▶ _SUPPLIED MATERIAL_
— Start —

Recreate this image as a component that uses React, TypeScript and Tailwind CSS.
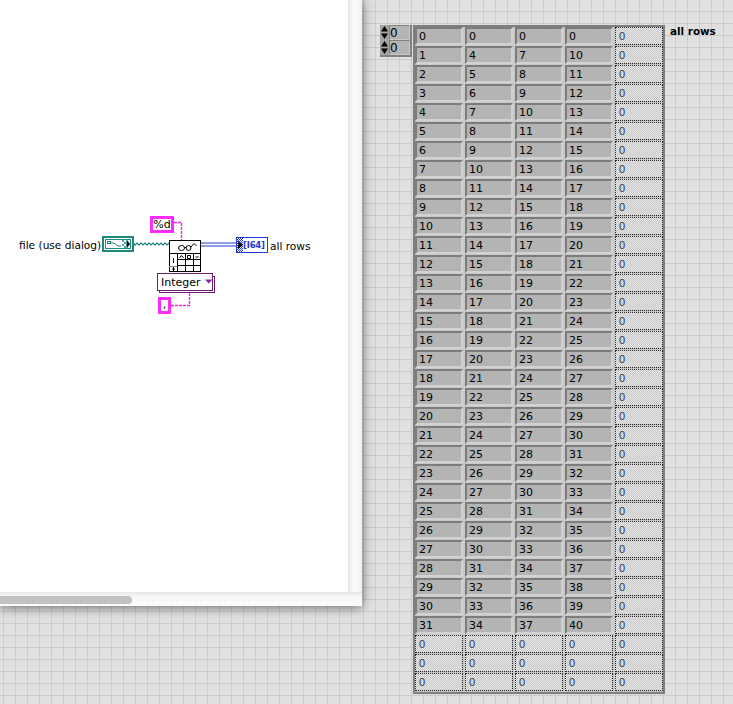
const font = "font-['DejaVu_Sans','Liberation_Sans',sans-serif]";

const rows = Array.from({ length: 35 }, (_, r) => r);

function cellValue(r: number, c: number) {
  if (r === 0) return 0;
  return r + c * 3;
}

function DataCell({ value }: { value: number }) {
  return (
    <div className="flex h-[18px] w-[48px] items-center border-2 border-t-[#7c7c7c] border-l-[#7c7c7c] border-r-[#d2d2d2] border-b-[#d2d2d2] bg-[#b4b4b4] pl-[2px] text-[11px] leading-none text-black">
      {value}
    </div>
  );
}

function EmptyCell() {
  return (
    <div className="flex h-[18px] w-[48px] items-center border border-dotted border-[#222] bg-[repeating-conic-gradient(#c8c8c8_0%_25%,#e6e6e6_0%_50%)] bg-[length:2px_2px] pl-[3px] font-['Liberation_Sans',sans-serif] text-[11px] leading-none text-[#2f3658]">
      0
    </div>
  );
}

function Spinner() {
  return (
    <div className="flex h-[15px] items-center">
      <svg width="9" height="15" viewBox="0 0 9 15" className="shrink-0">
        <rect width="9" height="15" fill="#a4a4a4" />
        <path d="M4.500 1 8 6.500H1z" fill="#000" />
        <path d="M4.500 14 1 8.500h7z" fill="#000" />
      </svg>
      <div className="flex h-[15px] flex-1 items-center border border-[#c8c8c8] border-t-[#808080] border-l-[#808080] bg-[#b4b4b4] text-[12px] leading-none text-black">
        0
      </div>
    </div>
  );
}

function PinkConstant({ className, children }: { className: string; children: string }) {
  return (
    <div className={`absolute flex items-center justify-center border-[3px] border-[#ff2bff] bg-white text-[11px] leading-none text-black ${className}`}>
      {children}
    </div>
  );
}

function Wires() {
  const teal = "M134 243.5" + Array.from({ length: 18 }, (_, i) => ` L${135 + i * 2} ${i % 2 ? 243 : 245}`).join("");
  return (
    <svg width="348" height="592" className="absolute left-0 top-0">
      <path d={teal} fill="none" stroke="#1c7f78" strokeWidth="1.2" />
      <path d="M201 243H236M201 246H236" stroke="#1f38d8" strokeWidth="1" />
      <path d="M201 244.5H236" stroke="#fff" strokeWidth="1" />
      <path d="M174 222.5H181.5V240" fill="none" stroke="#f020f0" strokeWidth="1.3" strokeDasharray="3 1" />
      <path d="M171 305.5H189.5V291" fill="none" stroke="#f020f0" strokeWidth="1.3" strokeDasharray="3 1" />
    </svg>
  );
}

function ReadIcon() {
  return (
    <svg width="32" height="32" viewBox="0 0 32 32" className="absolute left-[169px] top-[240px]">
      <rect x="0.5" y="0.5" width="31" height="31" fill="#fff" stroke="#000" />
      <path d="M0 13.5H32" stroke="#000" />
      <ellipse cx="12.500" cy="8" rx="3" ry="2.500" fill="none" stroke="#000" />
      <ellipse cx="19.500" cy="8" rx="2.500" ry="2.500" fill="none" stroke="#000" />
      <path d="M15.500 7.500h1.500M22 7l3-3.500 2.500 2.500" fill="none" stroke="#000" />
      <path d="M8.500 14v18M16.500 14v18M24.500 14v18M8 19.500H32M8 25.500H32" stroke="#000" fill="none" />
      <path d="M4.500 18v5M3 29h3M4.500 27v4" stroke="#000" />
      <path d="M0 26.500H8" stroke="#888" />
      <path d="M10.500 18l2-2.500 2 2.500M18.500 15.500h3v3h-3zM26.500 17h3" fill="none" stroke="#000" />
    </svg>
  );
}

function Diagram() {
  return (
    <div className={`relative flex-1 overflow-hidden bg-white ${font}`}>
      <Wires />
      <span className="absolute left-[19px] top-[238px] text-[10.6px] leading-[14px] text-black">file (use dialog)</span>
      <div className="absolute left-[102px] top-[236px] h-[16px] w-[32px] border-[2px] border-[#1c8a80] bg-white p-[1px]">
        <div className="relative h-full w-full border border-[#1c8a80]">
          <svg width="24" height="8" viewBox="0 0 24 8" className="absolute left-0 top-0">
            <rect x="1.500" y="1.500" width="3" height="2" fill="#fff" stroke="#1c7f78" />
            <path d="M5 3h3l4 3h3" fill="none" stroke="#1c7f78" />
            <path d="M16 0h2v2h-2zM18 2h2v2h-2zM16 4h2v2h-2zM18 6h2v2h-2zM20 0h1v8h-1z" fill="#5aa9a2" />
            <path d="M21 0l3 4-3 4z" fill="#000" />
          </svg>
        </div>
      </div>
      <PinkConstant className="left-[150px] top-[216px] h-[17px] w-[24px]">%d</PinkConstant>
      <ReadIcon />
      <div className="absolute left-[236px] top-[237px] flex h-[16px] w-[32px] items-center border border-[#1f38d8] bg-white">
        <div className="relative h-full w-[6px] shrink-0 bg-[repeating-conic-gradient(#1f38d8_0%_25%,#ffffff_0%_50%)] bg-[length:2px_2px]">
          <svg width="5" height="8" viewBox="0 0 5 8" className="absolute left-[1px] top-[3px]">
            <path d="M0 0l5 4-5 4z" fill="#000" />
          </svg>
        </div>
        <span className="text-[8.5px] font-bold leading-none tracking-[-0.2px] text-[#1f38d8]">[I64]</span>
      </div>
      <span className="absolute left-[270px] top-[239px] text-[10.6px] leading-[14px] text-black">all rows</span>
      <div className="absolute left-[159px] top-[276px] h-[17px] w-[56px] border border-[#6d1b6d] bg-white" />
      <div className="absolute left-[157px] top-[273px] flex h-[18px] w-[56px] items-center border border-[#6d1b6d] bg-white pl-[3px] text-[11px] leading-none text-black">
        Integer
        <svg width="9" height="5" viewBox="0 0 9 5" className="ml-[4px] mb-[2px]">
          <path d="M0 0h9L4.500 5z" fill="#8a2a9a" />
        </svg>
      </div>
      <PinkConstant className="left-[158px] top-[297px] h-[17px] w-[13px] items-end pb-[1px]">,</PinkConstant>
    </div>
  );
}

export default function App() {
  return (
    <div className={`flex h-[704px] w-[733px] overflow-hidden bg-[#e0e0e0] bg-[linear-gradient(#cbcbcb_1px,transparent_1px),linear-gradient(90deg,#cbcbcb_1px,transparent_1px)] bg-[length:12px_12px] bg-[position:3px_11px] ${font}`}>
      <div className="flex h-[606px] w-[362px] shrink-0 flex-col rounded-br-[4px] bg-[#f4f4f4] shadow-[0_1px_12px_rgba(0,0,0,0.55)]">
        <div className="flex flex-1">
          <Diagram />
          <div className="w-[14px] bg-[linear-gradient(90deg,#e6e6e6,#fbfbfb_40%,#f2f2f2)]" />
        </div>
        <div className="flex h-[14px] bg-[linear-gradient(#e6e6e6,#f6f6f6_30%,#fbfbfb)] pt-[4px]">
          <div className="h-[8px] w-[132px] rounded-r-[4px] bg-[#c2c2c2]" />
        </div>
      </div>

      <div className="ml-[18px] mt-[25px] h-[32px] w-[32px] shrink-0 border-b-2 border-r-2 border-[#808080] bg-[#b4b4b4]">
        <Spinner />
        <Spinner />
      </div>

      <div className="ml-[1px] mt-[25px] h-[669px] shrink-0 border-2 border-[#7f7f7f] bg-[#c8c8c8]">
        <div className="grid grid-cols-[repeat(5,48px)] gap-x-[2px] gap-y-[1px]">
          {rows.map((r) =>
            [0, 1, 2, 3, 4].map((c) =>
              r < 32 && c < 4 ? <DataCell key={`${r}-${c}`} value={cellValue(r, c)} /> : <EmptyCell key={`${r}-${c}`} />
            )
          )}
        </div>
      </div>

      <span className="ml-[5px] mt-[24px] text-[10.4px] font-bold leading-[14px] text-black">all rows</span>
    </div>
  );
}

— End —

▶ _TASK REQUIREMENTS_
Set down all the data again exactly as above, pictures excluded.

▶ _FULL SOLUTION_
Recreate this image as a component that uses React, TypeScript and Tailwind CSS.
const font = "font-['DejaVu_Sans','Liberation_Sans',sans-serif]";

const rows = Array.from({ length: 35 }, (_, r) => r);

function cellValue(r: number, c: number) {
  if (r === 0) return 0;
  return r + c * 3;
}

function DataCell({ value }: { value: number }) {
  return (
    <div className="flex h-[18px] w-[48px] items-center border-2 border-t-[#7c7c7c] border-l-[#7c7c7c] border-r-[#d2d2d2] border-b-[#d2d2d2] bg-[#b4b4b4] pl-[2px] text-[11px] leading-none text-black">
      {value}
    </div>
  );
}

function EmptyCell() {
  return (
    <div className="flex h-[18px] w-[48px] items-center border border-dotted border-[#222] bg-[repeating-conic-gradient(#c8c8c8_0%_25%,#e6e6e6_0%_50%)] bg-[length:2px_2px] pl-[3px] font-['Liberation_Sans',sans-serif] text-[11px] leading-none text-[#2f3658]">
      0
    </div>
  );
}

function Spinner() {
  return (
    <div className="flex h-[15px] items-center">
      <svg width="9" height="15" viewBox="0 0 9 15" className="shrink-0">
        <rect width="9" height="15" fill="#a4a4a4" />
        <path d="M4.500 1 8 6.500H1z" fill="#000" />
        <path d="M4.500 14 1 8.500h7z" fill="#000" />
      </svg>
      <div className="flex h-[15px] flex-1 items-center border border-[#c8c8c8] border-t-[#808080] border-l-[#808080] bg-[#b4b4b4] text-[12px] leading-none text-black">
        0
      </div>
    </div>
  );
}

function PinkConstant({ className, children }: { className: string; children: string }) {
  return (
    <div className={`absolute flex items-center justify-center border-[3px] border-[#ff2bff] bg-white text-[11px] leading-none text-black ${className}`}>
      {children}
    </div>
  );
}

function Wires() {
  const teal = "M134 243.5" + Array.from({ length: 18 }, (_, i) => ` L${135 + i * 2} ${i % 2 ? 243 : 245}`).join("");
  return (
    <svg width="348" height="592" className="absolute left-0 top-0">
      <path d={teal} fill="none" stroke="#1c7f78" strokeWidth="1.2" />
      <path d="M201 243H236M201 246H236" stroke="#1f38d8" strokeWidth="1" />
      <path d="M201 244.5H236" stroke="#fff" strokeWidth="1" />
      <path d="M174 222.5H181.5V240" fill="none" stroke="#f020f0" strokeWidth="1.3" strokeDasharray="3 1" />
      <path d="M171 305.5H189.5V291" fill="none" stroke="#f020f0" strokeWidth="1.3" strokeDasharray="3 1" />
    </svg>
  );
}

function ReadIcon() {
  return (
    <svg width="32" height="32" viewBox="0 0 32 32" className="absolute left-[169px] top-[240px]">
      <rect x="0.5" y="0.5" width="31" height="31" fill="#fff" stroke="#000" />
      <path d="M0 13.5H32" stroke="#000" />
      <ellipse cx="12.500" cy="8" rx="3" ry="2.500" fill="none" stroke="#000" />
      <ellipse cx="19.500" cy="8" rx="2.500" ry="2.500" fill="none" stroke="#000" />
      <path d="M15.500 7.500h1.500M22 7l3-3.500 2.500 2.500" fill="none" stroke="#000" />
      <path d="M8.500 14v18M16.500 14v18M24.500 14v18M8 19.500H32M8 25.500H32" stroke="#000" fill="none" />
      <path d="M4.500 18v5M3 29h3M4.500 27v4" stroke="#000" />
      <path d="M0 26.500H8" stroke="#888" />
      <path d="M10.500 18l2-2.500 2 2.500M18.500 15.500h3v3h-3zM26.500 17h3" fill="none" stroke="#000" />
    </svg>
  );
}

function Diagram() {
  return (
    <div className={`relative flex-1 overflow-hidden bg-white ${font}`}>
      <Wires />
      <span className="absolute left-[19px] top-[238px] text-[10.6px] leading-[14px] text-black">file (use dialog)</span>
      <div className="absolute left-[102px] top-[236px] h-[16px] w-[32px] border-[2px] border-[#1c8a80] bg-white p-[1px]">
        <div className="relative h-full w-full border border-[#1c8a80]">
          <svg width="24" height="8" viewBox="0 0 24 8" className="absolute left-0 top-0">
            <rect x="1.500" y="1.500" width="3" height="2" fill="#fff" stroke="#1c7f78" />
            <path d="M5 3h3l4 3h3" fill="none" stroke="#1c7f78" />
            <path d="M16 0h2v2h-2zM18 2h2v2h-2zM16 4h2v2h-2zM18 6h2v2h-2zM20 0h1v8h-1z" fill="#5aa9a2" />
            <path d="M21 0l3 4-3 4z" fill="#000" />
          </svg>
        </div>
      </div>
      <PinkConstant className="left-[150px] top-[216px] h-[17px] w-[24px]">%d</PinkConstant>
      <ReadIcon />
      <div className="absolute left-[236px] top-[237px] flex h-[16px] w-[32px] items-center border border-[#1f38d8] bg-white">
        <div className="relative h-full w-[6px] shrink-0 bg-[repeating-conic-gradient(#1f38d8_0%_25%,#ffffff_0%_50%)] bg-[length:2px_2px]">
          <svg width="5" height="8" viewBox="0 0 5 8" className="absolute left-[1px] top-[3px]">
            <path d="M0 0l5 4-5 4z" fill="#000" />
          </svg>
        </div>
        <span className="text-[8.5px] font-bold leading-none tracking-[-0.2px] text-[#1f38d8]">[I64]</span>
      </div>
      <span className="absolute left-[270px] top-[239px] text-[10.6px] leading-[14px] text-black">all rows</span>
      <div className="absolute left-[159px] top-[276px] h-[17px] w-[56px] border border-[#6d1b6d] bg-white" />
      <div className="absolute left-[157px] top-[273px] flex h-[18px] w-[56px] items-center border border-[#6d1b6d] bg-white pl-[3px] text-[11px] leading-none text-black">
        Integer
        <svg width="9" height="5" viewBox="0 0 9 5" className="ml-[4px] mb-[2px]">
          <path d="M0 0h9L4.500 5z" fill="#8a2a9a" />
        </svg>
      </div>
      <PinkConstant className="left-[158px] top-[297px] h-[17px] w-[13px] items-end pb-[1px]">,</PinkConstant>
    </div>
  );
}

export default function App() {
  return (
    <div className={`flex h-[704px] w-[733px] overflow-hidden bg-[#e0e0e0] bg-[linear-gradient(#cbcbcb_1px,transparent_1px),linear-gradient(90deg,#cbcbcb_1px,transparent_1px)] bg-[length:12px_12px] bg-[position:3px_11px] ${font}`}>
      <div className="flex h-[606px] w-[362px] shrink-0 flex-col rounded-br-[4px] bg-[#f4f4f4] shadow-[0_1px_12px_rgba(0,0,0,0.55)]">
        <div className="flex flex-1">
          <Diagram />
          <div className="w-[14px] bg-[linear-gradient(90deg,#e6e6e6,#fbfbfb_40%,#f2f2f2)]" />
        </div>
        <div className="flex h-[14px] bg-[linear-gradient(#e6e6e6,#f6f6f6_30%,#fbfbfb)] pt-[4px]">
          <div className="h-[8px] w-[132px] rounded-r-[4px] bg-[#c2c2c2]" />
        </div>
      </div>

      <div className="ml-[18px] mt-[25px] h-[32px] w-[32px] shrink-0 border-b-2 border-r-2 border-[#808080] bg-[#b4b4b4]">
        <Spinner />
        <Spinner />
      </div>

      <div className="ml-[1px] mt-[25px] h-[669px] shrink-0 border-2 border-[#7f7f7f] bg-[#c8c8c8]">
        <div className="grid grid-cols-[repeat(5,48px)] gap-x-[2px] gap-y-[1px]">
          {rows.map((r) =>
            [0, 1, 2, 3, 4].map((c) =>
              r < 32 && c < 4 ? <DataCell key={`${r}-${c}`} value={cellValue(r, c)} /> : <EmptyCell key={`${r}-${c}`} />
            )
          )}
        </div>
      </div>

      <span className="ml-[5px] mt-[24px] text-[10.4px] font-bold leading-[14px] text-black">all rows</span>
    </div>
  );
}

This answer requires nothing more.